Start Supplied information
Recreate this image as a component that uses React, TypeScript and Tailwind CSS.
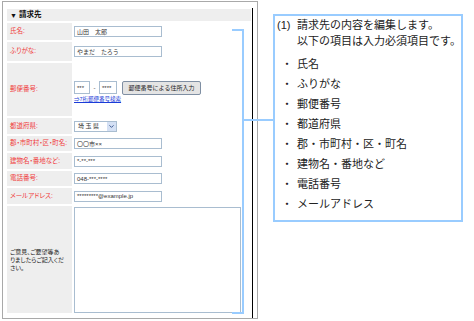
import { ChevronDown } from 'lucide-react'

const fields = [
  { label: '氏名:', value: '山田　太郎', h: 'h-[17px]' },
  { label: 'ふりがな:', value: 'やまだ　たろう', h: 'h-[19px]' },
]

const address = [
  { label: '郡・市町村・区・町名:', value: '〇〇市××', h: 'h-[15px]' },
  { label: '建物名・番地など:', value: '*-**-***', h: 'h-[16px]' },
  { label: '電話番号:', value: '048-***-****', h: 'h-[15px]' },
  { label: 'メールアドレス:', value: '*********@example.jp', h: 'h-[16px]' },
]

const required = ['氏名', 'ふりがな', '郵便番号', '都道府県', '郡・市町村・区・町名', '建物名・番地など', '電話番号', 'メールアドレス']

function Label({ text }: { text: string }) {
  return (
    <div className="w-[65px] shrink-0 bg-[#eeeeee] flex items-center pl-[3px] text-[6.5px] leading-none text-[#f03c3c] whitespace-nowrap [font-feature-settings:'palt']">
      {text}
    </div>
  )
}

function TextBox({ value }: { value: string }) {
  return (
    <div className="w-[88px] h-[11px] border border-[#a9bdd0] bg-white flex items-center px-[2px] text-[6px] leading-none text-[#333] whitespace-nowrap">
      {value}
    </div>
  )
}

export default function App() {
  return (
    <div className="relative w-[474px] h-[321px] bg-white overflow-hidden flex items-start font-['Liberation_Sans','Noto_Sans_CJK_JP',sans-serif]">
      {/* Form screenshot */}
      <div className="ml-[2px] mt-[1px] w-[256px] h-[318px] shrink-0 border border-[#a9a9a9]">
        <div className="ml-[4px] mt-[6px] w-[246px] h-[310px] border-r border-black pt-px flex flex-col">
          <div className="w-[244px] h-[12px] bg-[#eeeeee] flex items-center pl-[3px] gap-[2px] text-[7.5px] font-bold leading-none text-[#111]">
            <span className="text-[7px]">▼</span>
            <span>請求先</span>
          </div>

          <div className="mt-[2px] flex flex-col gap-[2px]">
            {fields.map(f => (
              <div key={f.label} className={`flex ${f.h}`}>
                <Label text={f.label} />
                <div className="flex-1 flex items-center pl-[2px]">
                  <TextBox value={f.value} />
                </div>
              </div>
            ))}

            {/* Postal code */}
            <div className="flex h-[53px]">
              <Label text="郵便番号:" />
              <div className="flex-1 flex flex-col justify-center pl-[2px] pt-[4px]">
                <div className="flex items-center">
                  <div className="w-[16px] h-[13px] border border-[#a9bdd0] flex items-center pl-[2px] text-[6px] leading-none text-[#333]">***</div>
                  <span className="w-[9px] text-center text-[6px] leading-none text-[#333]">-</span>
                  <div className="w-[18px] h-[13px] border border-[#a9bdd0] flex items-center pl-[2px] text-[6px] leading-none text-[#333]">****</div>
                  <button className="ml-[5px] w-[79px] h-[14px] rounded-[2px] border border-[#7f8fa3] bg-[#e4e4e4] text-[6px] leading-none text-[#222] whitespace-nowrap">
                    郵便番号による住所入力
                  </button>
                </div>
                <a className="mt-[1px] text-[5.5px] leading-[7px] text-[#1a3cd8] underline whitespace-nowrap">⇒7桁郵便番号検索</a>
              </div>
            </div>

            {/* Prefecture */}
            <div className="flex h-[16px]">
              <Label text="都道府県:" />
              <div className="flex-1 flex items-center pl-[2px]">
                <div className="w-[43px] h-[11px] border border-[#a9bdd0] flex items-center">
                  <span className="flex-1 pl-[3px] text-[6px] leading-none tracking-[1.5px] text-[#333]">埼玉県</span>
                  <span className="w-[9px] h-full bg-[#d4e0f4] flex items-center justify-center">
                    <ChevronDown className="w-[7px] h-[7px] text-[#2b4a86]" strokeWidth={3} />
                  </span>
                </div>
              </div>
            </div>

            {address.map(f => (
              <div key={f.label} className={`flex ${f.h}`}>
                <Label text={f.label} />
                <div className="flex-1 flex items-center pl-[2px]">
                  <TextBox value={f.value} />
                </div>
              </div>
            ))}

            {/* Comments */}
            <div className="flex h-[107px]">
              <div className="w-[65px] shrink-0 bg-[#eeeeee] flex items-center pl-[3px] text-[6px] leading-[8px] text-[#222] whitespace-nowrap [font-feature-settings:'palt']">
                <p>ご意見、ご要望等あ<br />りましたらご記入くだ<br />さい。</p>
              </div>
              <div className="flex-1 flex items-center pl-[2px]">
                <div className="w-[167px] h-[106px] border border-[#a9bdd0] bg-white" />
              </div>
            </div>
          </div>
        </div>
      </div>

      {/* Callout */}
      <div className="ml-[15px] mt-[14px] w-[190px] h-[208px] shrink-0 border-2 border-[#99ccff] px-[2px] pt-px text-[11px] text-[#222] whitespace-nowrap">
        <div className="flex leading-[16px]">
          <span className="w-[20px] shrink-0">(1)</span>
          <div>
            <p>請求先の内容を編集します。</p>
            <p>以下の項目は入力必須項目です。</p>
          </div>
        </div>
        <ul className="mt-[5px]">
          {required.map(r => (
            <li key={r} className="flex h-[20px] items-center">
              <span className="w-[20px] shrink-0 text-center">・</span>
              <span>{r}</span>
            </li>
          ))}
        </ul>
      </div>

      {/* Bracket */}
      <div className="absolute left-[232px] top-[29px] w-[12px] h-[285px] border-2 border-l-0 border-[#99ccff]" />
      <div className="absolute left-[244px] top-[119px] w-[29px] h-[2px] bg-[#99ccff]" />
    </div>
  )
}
End Supplied information
Repeat the material verbatim. Do not carry over any picture.

Recreate this image as a component that uses React, TypeScript and Tailwind CSS.
import { ChevronDown } from 'lucide-react'

const fields = [
  { label: '氏名:', value: '山田　太郎', h: 'h-[17px]' },
  { label: 'ふりがな:', value: 'やまだ　たろう', h: 'h-[19px]' },
]

const address = [
  { label: '郡・市町村・区・町名:', value: '〇〇市××', h: 'h-[15px]' },
  { label: '建物名・番地など:', value: '*-**-***', h: 'h-[16px]' },
  { label: '電話番号:', value: '048-***-****', h: 'h-[15px]' },
  { label: 'メールアドレス:', value: '*********@example.jp', h: 'h-[16px]' },
]

const required = ['氏名', 'ふりがな', '郵便番号', '都道府県', '郡・市町村・区・町名', '建物名・番地など', '電話番号', 'メールアドレス']

function Label({ text }: { text: string }) {
  return (
    <div className="w-[65px] shrink-0 bg-[#eeeeee] flex items-center pl-[3px] text-[6.5px] leading-none text-[#f03c3c] whitespace-nowrap [font-feature-settings:'palt']">
      {text}
    </div>
  )
}

function TextBox({ value }: { value: string }) {
  return (
    <div className="w-[88px] h-[11px] border border-[#a9bdd0] bg-white flex items-center px-[2px] text-[6px] leading-none text-[#333] whitespace-nowrap">
      {value}
    </div>
  )
}

export default function App() {
  return (
    <div className="relative w-[474px] h-[321px] bg-white overflow-hidden flex items-start font-['Liberation_Sans','Noto_Sans_CJK_JP',sans-serif]">
      {/* Form screenshot */}
      <div className="ml-[2px] mt-[1px] w-[256px] h-[318px] shrink-0 border border-[#a9a9a9]">
        <div className="ml-[4px] mt-[6px] w-[246px] h-[310px] border-r border-black pt-px flex flex-col">
          <div className="w-[244px] h-[12px] bg-[#eeeeee] flex items-center pl-[3px] gap-[2px] text-[7.5px] font-bold leading-none text-[#111]">
            <span className="text-[7px]">▼</span>
            <span>請求先</span>
          </div>

          <div className="mt-[2px] flex flex-col gap-[2px]">
            {fields.map(f => (
              <div key={f.label} className={`flex ${f.h}`}>
                <Label text={f.label} />
                <div className="flex-1 flex items-center pl-[2px]">
                  <TextBox value={f.value} />
                </div>
              </div>
            ))}

            {/* Postal code */}
            <div className="flex h-[53px]">
              <Label text="郵便番号:" />
              <div className="flex-1 flex flex-col justify-center pl-[2px] pt-[4px]">
                <div className="flex items-center">
                  <div className="w-[16px] h-[13px] border border-[#a9bdd0] flex items-center pl-[2px] text-[6px] leading-none text-[#333]">***</div>
                  <span className="w-[9px] text-center text-[6px] leading-none text-[#333]">-</span>
                  <div className="w-[18px] h-[13px] border border-[#a9bdd0] flex items-center pl-[2px] text-[6px] leading-none text-[#333]">****</div>
                  <button className="ml-[5px] w-[79px] h-[14px] rounded-[2px] border border-[#7f8fa3] bg-[#e4e4e4] text-[6px] leading-none text-[#222] whitespace-nowrap">
                    郵便番号による住所入力
                  </button>
                </div>
                <a className="mt-[1px] text-[5.5px] leading-[7px] text-[#1a3cd8] underline whitespace-nowrap">⇒7桁郵便番号検索</a>
              </div>
            </div>

            {/* Prefecture */}
            <div className="flex h-[16px]">
              <Label text="都道府県:" />
              <div className="flex-1 flex items-center pl-[2px]">
                <div className="w-[43px] h-[11px] border border-[#a9bdd0] flex items-center">
                  <span className="flex-1 pl-[3px] text-[6px] leading-none tracking-[1.5px] text-[#333]">埼玉県</span>
                  <span className="w-[9px] h-full bg-[#d4e0f4] flex items-center justify-center">
                    <ChevronDown className="w-[7px] h-[7px] text-[#2b4a86]" strokeWidth={3} />
                  </span>
                </div>
              </div>
            </div>

            {address.map(f => (
              <div key={f.label} className={`flex ${f.h}`}>
                <Label text={f.label} />
                <div className="flex-1 flex items-center pl-[2px]">
                  <TextBox value={f.value} />
                </div>
              </div>
            ))}

            {/* Comments */}
            <div className="flex h-[107px]">
              <div className="w-[65px] shrink-0 bg-[#eeeeee] flex items-center pl-[3px] text-[6px] leading-[8px] text-[#222] whitespace-nowrap [font-feature-settings:'palt']">
                <p>ご意見、ご要望等あ<br />りましたらご記入くだ<br />さい。</p>
              </div>
              <div className="flex-1 flex items-center pl-[2px]">
                <div className="w-[167px] h-[106px] border border-[#a9bdd0] bg-white" />
              </div>
            </div>
          </div>
        </div>
      </div>

      {/* Callout */}
      <div className="ml-[15px] mt-[14px] w-[190px] h-[208px] shrink-0 border-2 border-[#99ccff] px-[2px] pt-px text-[11px] text-[#222] whitespace-nowrap">
        <div className="flex leading-[16px]">
          <span className="w-[20px] shrink-0">(1)</span>
          <div>
            <p>請求先の内容を編集します。</p>
            <p>以下の項目は入力必須項目です。</p>
          </div>
        </div>
        <ul className="mt-[5px]">
          {required.map(r => (
            <li key={r} className="flex h-[20px] items-center">
              <span className="w-[20px] shrink-0 text-center">・</span>
              <span>{r}</span>
            </li>
          ))}
        </ul>
      </div>

      {/* Bracket */}
      <div className="absolute left-[232px] top-[29px] w-[12px] h-[285px] border-2 border-l-0 border-[#99ccff]" />
      <div className="absolute left-[244px] top-[119px] w-[29px] h-[2px] bg-[#99ccff]" />
    </div>
  )
}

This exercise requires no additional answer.